その後は就活や労働が忙しくなり、ティマくんとはほぼ関わりがなくなった。しばらく経ってから母が彼と別れたことを聞いた。もうすでに会っていなかったし、私は東京で自分の暮らしをするのに手一杯で、特になんとも思わず「あ、そうなの」とかなんとか答え、この話は終わった。

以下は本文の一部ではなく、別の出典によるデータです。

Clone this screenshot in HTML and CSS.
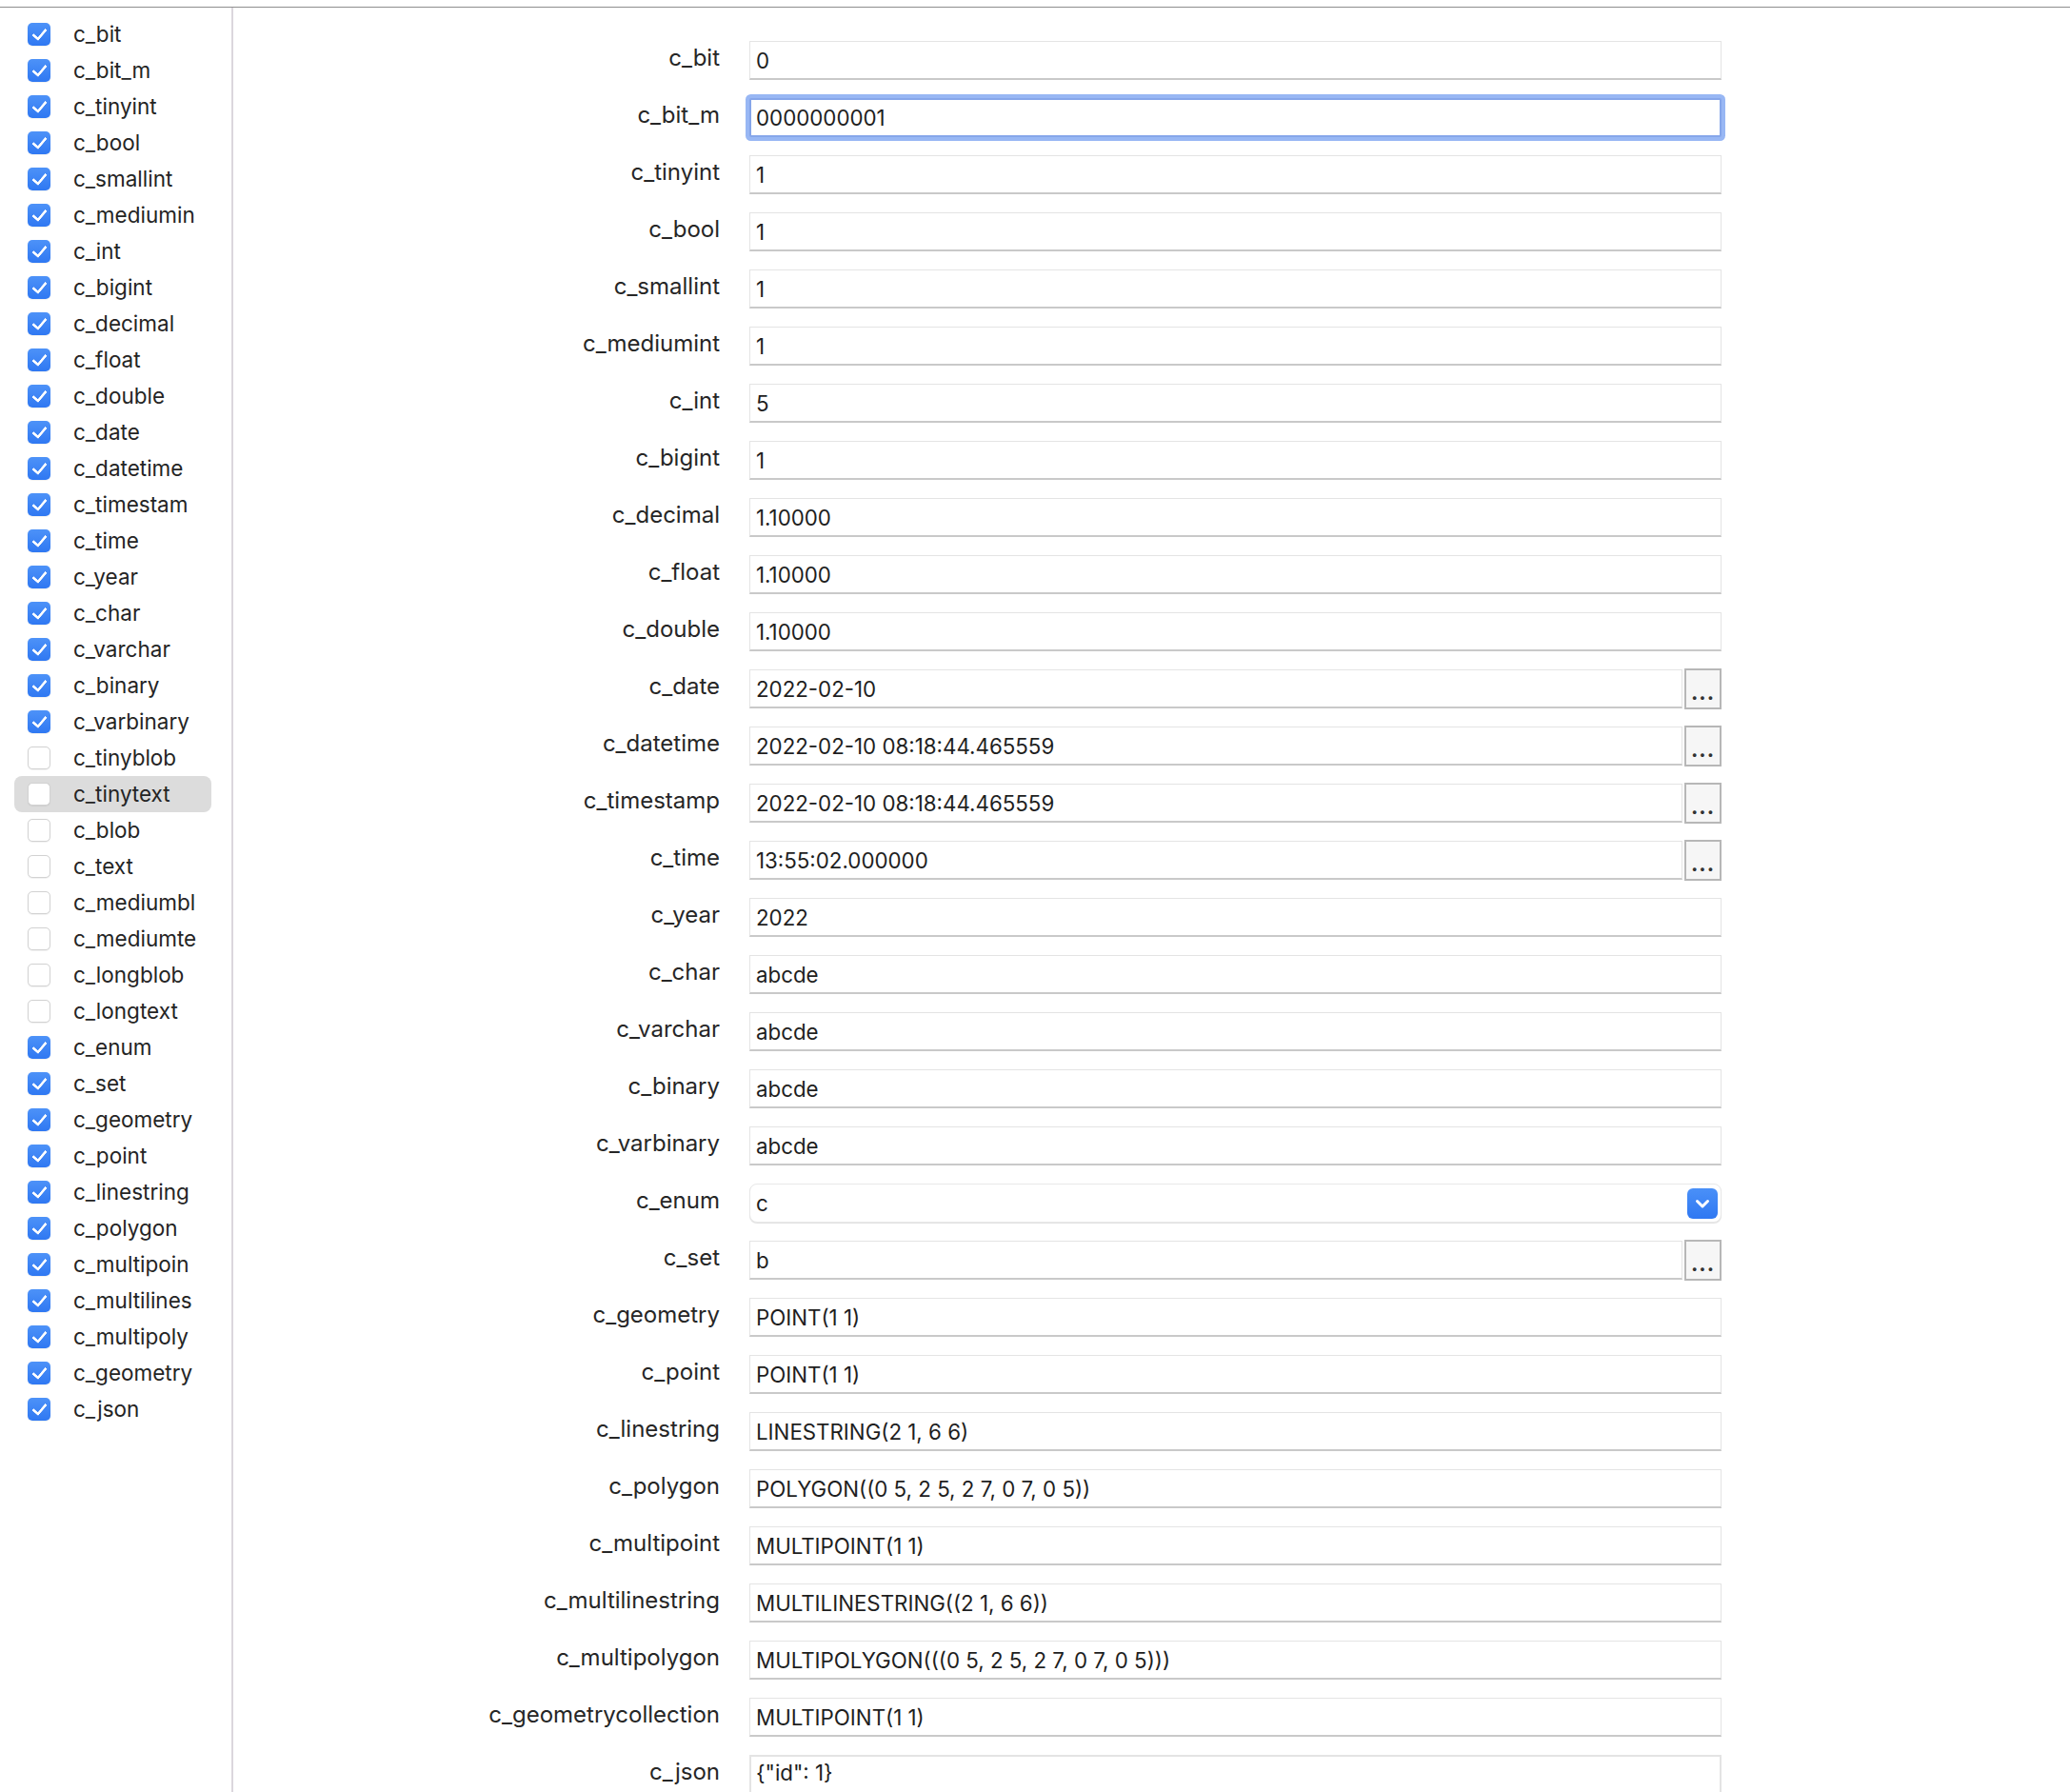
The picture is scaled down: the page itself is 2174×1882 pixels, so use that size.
FILE: index.html
```html
<!DOCTYPE html>
<html>
<head>
<meta charset="utf-8">
<link rel="stylesheet" href="styles.css">
</head>
<body>
<div class="window">
  <aside class="sidebar">
    <div class="item"><span class="cb on"></span><span class="name">c_bit</span></div>
    <div class="item"><span class="cb on"></span><span class="name">c_bit_m</span></div>
    <div class="item"><span class="cb on"></span><span class="name">c_tinyint</span></div>
    <div class="item"><span class="cb on"></span><span class="name">c_bool</span></div>
    <div class="item"><span class="cb on"></span><span class="name">c_smallint</span></div>
    <div class="item"><span class="cb on"></span><span class="name">c_mediumin</span></div>
    <div class="item"><span class="cb on"></span><span class="name">c_int</span></div>
    <div class="item"><span class="cb on"></span><span class="name">c_bigint</span></div>
    <div class="item"><span class="cb on"></span><span class="name">c_decimal</span></div>
    <div class="item"><span class="cb on"></span><span class="name">c_float</span></div>
    <div class="item"><span class="cb on"></span><span class="name">c_double</span></div>
    <div class="item"><span class="cb on"></span><span class="name">c_date</span></div>
    <div class="item"><span class="cb on"></span><span class="name">c_datetime</span></div>
    <div class="item"><span class="cb on"></span><span class="name">c_timestam</span></div>
    <div class="item"><span class="cb on"></span><span class="name">c_time</span></div>
    <div class="item"><span class="cb on"></span><span class="name">c_year</span></div>
    <div class="item"><span class="cb on"></span><span class="name">c_char</span></div>
    <div class="item"><span class="cb on"></span><span class="name">c_varchar</span></div>
    <div class="item"><span class="cb on"></span><span class="name">c_binary</span></div>
    <div class="item"><span class="cb on"></span><span class="name">c_varbinary</span></div>
    <div class="item"><span class="cb"></span><span class="name">c_tinyblob</span></div>
    <div class="item selected"><span class="cb"></span><span class="name">c_tinytext</span></div>
    <div class="item"><span class="cb"></span><span class="name">c_blob</span></div>
    <div class="item"><span class="cb"></span><span class="name">c_text</span></div>
    <div class="item"><span class="cb"></span><span class="name">c_mediumbl</span></div>
    <div class="item"><span class="cb"></span><span class="name">c_mediumte</span></div>
    <div class="item"><span class="cb"></span><span class="name">c_longblob</span></div>
    <div class="item"><span class="cb"></span><span class="name">c_longtext</span></div>
    <div class="item"><span class="cb on"></span><span class="name">c_enum</span></div>
    <div class="item"><span class="cb on"></span><span class="name">c_set</span></div>
    <div class="item"><span class="cb on"></span><span class="name">c_geometry</span></div>
    <div class="item"><span class="cb on"></span><span class="name">c_point</span></div>
    <div class="item"><span class="cb on"></span><span class="name">c_linestring</span></div>
    <div class="item"><span class="cb on"></span><span class="name">c_polygon</span></div>
    <div class="item"><span class="cb on"></span><span class="name">c_multipoin</span></div>
    <div class="item"><span class="cb on"></span><span class="name">c_multilines</span></div>
    <div class="item"><span class="cb on"></span><span class="name">c_multipoly</span></div>
    <div class="item"><span class="cb on"></span><span class="name">c_geometry</span></div>
    <div class="item"><span class="cb on"></span><span class="name">c_json</span></div>
  </aside>
  <main class="form">
    <label class="lbl">c_bit</label><div class="field">0</div>
    <label class="lbl">c_bit_m</label><div class="field focused">0000000001</div>
    <label class="lbl">c_tinyint</label><div class="field">1</div>
    <label class="lbl">c_bool</label><div class="field">1</div>
    <label class="lbl">c_smallint</label><div class="field">1</div>
    <label class="lbl">c_mediumint</label><div class="field">1</div>
    <label class="lbl">c_int</label><div class="field">5</div>
    <label class="lbl">c_bigint</label><div class="field">1</div>
    <label class="lbl">c_decimal</label><div class="field">1.10000</div>
    <label class="lbl">c_float</label><div class="field">1.10000</div>
    <label class="lbl">c_double</label><div class="field">1.10000</div>
    <label class="lbl">c_date</label><div class="combo"><div class="field">2022-02-10</div><span class="more">...</span></div>
    <label class="lbl">c_datetime</label><div class="combo"><div class="field">2022-02-10 08:18:44.465559</div><span class="more">...</span></div>
    <label class="lbl">c_timestamp</label><div class="combo"><div class="field">2022-02-10 08:18:44.465559</div><span class="more">...</span></div>
    <label class="lbl">c_time</label><div class="combo"><div class="field">13:55:02.000000</div><span class="more">...</span></div>
    <label class="lbl">c_year</label><div class="field">2022</div>
    <label class="lbl">c_char</label><div class="field">abcde</div>
    <label class="lbl">c_varchar</label><div class="field">abcde</div>
    <label class="lbl">c_binary</label><div class="field">abcde</div>
    <label class="lbl">c_varbinary</label><div class="field">abcde</div>
    <label class="lbl">c_enum</label><div class="field select"><span>c</span><span class="arrow"><svg width="32" height="32" viewBox="0 0 32 32"><path d="M10.5 13.5 L16 19 L21.5 13.5" fill="none" stroke="#fff" stroke-width="3" stroke-linecap="round" stroke-linejoin="round"/></svg></span></div>
    <label class="lbl">c_set</label><div class="combo"><div class="field">b</div><span class="more">...</span></div>
    <label class="lbl">c_geometry</label><div class="field">POINT(1 1)</div>
    <label class="lbl">c_point</label><div class="field">POINT(1 1)</div>
    <label class="lbl">c_linestring</label><div class="field">LINESTRING(2 1, 6 6)</div>
    <label class="lbl">c_polygon</label><div class="field">POLYGON((0 5, 2 5, 2 7, 0 7, 0 5))</div>
    <label class="lbl">c_multipoint</label><div class="field">MULTIPOINT(1 1)</div>
    <label class="lbl">c_multilinestring</label><div class="field">MULTILINESTRING((2 1, 6 6))</div>
    <label class="lbl">c_multipolygon</label><div class="field">MULTIPOLYGON(((0 5, 2 5, 2 7, 0 7, 0 5)))</div>
    <label class="lbl">c_geometrycollection</label><div class="field">MULTIPOINT(1 1)</div>
    <label class="lbl">c_json</label><div class="field textarea">{"id": 1}</div>
  </main>
</div>
</body>
</html>
```
FILE: styles.css
```css
html, body {
  margin: 0;
  padding: 0;
  background: #ffffff;
  height: 100%;
  overflow: hidden;
}
body {
  font-family: Inter, "Noto Sans", "Liberation Sans", sans-serif;
  color: #262626;
  padding-top: 7px;
}
.window {
  border-top: 1px solid #8e8e8e;
  display: flex;
  height: 1900px;
}
.sidebar {
  width: 245px;
  flex: none;
  border-right: 2px solid #dbd7dd;
  padding-top: 9px;
  box-sizing: border-box;
  display: flex;
  flex-direction: column;
}
.item {
  height: 38px;
  margin-left: 15px;
  width: 207px;
  padding-left: 14px;
  box-sizing: border-box;
  display: flex;
  align-items: center;
  gap: 24px;
  font-size: 22.5px;
  border-radius: 8px;
}
.item.selected {
  background: #dcdcdc;
}
.name {
  white-space: nowrap;
  color: #242424;
  position: relative;
  top: -1px;
}
.cb {
  width: 24px;
  height: 24px;
  box-sizing: border-box;
  border-radius: 5px;
  background: #fff;
  border: 1px solid #d2d2d2;
  box-shadow: 0 0.5px 1px rgba(0,0,0,0.06);
  flex: none;
  position: relative;
}
.cb.on {
  border: none;
  background: linear-gradient(#4d92f8, #2f78f2);
}
.cb.on::after {
  content: "";
  position: absolute;
  left: 8px;
  top: 3px;
  width: 6px;
  height: 12px;
  border-right: 3px solid #fff;
  border-bottom: 3px solid #fff;
  border-radius: 1px;
  transform: rotate(40deg);
}
.form {
  flex: 1;
  display: grid;
  grid-template-columns: 511px 1021px;
  grid-auto-rows: 41px;
  column-gap: 31px;
  row-gap: 19px;
  padding-top: 35px;
  align-content: start;
}
.lbl {
  text-align: right;
  font-size: 24px;
  line-height: 41px;
  white-space: nowrap;
  color: #262626;
  position: relative;
  top: -3px;
}
.field {
  box-sizing: border-box;
  height: 41px;
  border: 1px solid #e4e4e4;
  border-bottom: 2px solid #c9c9c9;
  background: #fff;
  padding: 0 6px;
  font-size: 22.3px;
  line-height: 39px;
  color: #1e1e1e;
  white-space: nowrap;
  overflow: hidden;
}
.field.focused {
  border: 2px solid #86a6ea;
  box-shadow: 0 0 0 4px #98b7f4;
  border-radius: 2px;
  line-height: 37px;
  padding-left: 5px;
}
.combo {
  display: flex;
  gap: 2px;
  height: 43px;
}
.combo .field {
  flex: 1;
}
.more {
  width: 39px;
  height: 43px;
  box-sizing: border-box;
  margin-top: -1px;
  border: 2px solid #b7b7b7;
  background: #f6f6f6;
  display: flex;
  justify-content: center;
  align-items: flex-end;
  padding-bottom: 5px;
  font-size: 22px;
  font-weight: 700;
  line-height: 1;
  letter-spacing: 1px;
  color: #333;
}
.field.select {
  border-radius: 8px;
  display: flex;
  justify-content: space-between;
  align-items: center;
  padding-right: 3px;
  border: 1px solid #e8e8e8;
  box-shadow: 0 1px 1px rgba(0,0,0,0.12);
}
.arrow {
  width: 32px;
  height: 32px;
  border-radius: 6px;
  background: linear-gradient(#4a90f8, #2f78f2);
  display: flex;
}
.field.textarea {
  height: 80px;
  border: 2px solid #e4e4e4;
  border-bottom: none;
  line-height: 1;
  padding-top: 6px;
  padding-left: 5px;
}
```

まともに別れの挨拶もしないまま、ティマくんと会わなくなって10年以上になる。その間母には別の彼氏ができたことがあったが、私はその人にはあまり心を開くことができなかった。母はそのしばらく後、また一人に戻った。
 
ところでつい先日、『カラオケ行こ!』という映画をひとりで観た。
原作を読んだときは独特なギャグセンスに魅了され、あの笑いが実写映画でどのように再現されているのだろうと気になっていたのだ。この作品はヤクザである成田狂児(演・綾野剛)が、ひょんなことから普通の男子中学生である岡聡実(演・齋藤潤)と出会い、カラオケの歌い方を学んだり学ばなかったりする話。聡実くんは当初ヤクザの狂児を怖がっているが、彼の真摯な振る舞いや優しさに触れ、次第に心を開いていく。二人はカラオケ大会のあとやや疎遠になり、たいした挨拶もしないまま距離ができてしまう。それでも聡実くんの心には、狂児から受けた優しさや愛が、唯一無二のものとしてずっと残っていた。